WHAT IS ASKED:
All of the material below is to be restated word for word, apart from the pictures.

DATASET EXTRACT:
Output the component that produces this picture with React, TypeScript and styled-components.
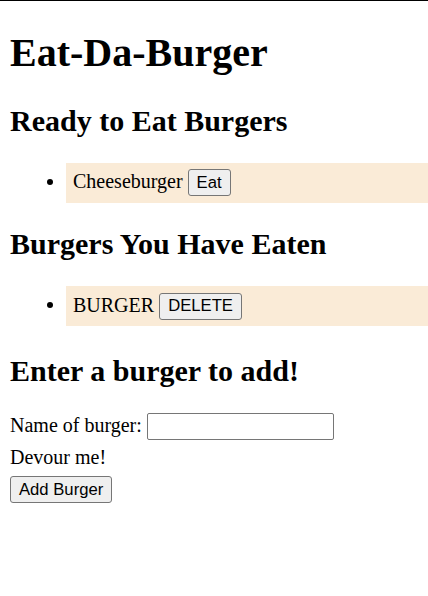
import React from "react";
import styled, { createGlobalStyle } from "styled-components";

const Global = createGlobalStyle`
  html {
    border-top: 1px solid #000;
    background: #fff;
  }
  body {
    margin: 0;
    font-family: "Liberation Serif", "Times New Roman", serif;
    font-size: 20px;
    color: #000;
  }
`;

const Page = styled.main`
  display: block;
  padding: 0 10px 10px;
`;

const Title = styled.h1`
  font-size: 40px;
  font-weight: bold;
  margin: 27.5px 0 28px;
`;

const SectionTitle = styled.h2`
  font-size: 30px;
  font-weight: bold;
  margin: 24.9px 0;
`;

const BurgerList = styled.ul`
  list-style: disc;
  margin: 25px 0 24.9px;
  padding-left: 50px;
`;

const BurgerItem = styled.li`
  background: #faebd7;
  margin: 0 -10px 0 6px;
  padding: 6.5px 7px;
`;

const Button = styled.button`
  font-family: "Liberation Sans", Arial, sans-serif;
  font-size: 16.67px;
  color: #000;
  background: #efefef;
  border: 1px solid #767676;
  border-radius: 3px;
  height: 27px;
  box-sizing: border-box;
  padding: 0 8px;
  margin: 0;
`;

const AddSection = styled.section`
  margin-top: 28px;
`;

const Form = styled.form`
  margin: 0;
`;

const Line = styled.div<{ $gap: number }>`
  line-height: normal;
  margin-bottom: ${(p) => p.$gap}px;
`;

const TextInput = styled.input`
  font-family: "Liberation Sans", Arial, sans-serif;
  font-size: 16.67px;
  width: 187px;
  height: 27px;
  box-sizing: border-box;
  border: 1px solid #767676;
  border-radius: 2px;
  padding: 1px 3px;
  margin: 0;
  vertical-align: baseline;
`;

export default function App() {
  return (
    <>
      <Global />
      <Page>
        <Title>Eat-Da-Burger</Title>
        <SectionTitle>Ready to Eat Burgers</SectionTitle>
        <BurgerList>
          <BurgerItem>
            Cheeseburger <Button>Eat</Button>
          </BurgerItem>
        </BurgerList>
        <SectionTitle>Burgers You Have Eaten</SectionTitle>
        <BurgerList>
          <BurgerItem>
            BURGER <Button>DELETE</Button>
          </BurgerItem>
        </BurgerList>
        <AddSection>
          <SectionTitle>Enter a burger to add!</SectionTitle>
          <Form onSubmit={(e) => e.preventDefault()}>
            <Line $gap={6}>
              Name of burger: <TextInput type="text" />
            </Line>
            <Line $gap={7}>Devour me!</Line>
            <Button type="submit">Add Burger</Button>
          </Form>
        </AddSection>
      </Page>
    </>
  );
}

RESPONSE TO THE EXERCISE:
Output the component that produces this picture with React, TypeScript and styled-components.
import React from "react";
import styled, { createGlobalStyle } from "styled-components";

const Global = createGlobalStyle`
  html {
    border-top: 1px solid #000;
    background: #fff;
  }
  body {
    margin: 0;
    font-family: "Liberation Serif", "Times New Roman", serif;
    font-size: 20px;
    color: #000;
  }
`;

const Page = styled.main`
  display: block;
  padding: 0 10px 10px;
`;

const Title = styled.h1`
  font-size: 40px;
  font-weight: bold;
  margin: 27.5px 0 28px;
`;

const SectionTitle = styled.h2`
  font-size: 30px;
  font-weight: bold;
  margin: 24.9px 0;
`;

const BurgerList = styled.ul`
  list-style: disc;
  margin: 25px 0 24.9px;
  padding-left: 50px;
`;

const BurgerItem = styled.li`
  background: #faebd7;
  margin: 0 -10px 0 6px;
  padding: 6.5px 7px;
`;

const Button = styled.button`
  font-family: "Liberation Sans", Arial, sans-serif;
  font-size: 16.67px;
  color: #000;
  background: #efefef;
  border: 1px solid #767676;
  border-radius: 3px;
  height: 27px;
  box-sizing: border-box;
  padding: 0 8px;
  margin: 0;
`;

const AddSection = styled.section`
  margin-top: 28px;
`;

const Form = styled.form`
  margin: 0;
`;

const Line = styled.div<{ $gap: number }>`
  line-height: normal;
  margin-bottom: ${(p) => p.$gap}px;
`;

const TextInput = styled.input`
  font-family: "Liberation Sans", Arial, sans-serif;
  font-size: 16.67px;
  width: 187px;
  height: 27px;
  box-sizing: border-box;
  border: 1px solid #767676;
  border-radius: 2px;
  padding: 1px 3px;
  margin: 0;
  vertical-align: baseline;
`;

export default function App() {
  return (
    <>
      <Global />
      <Page>
        <Title>Eat-Da-Burger</Title>
        <SectionTitle>Ready to Eat Burgers</SectionTitle>
        <BurgerList>
          <BurgerItem>
            Cheeseburger <Button>Eat</Button>
          </BurgerItem>
        </BurgerList>
        <SectionTitle>Burgers You Have Eaten</SectionTitle>
        <BurgerList>
          <BurgerItem>
            BURGER <Button>DELETE</Button>
          </BurgerItem>
        </BurgerList>
        <AddSection>
          <SectionTitle>Enter a burger to add!</SectionTitle>
          <Form onSubmit={(e) => e.preventDefault()}>
            <Line $gap={6}>
              Name of burger: <TextInput type="text" />
            </Line>
            <Line $gap={7}>Devour me!</Line>
            <Button type="submit">Add Burger</Button>
          </Form>
        </AddSection>
      </Page>
    </>
  );
}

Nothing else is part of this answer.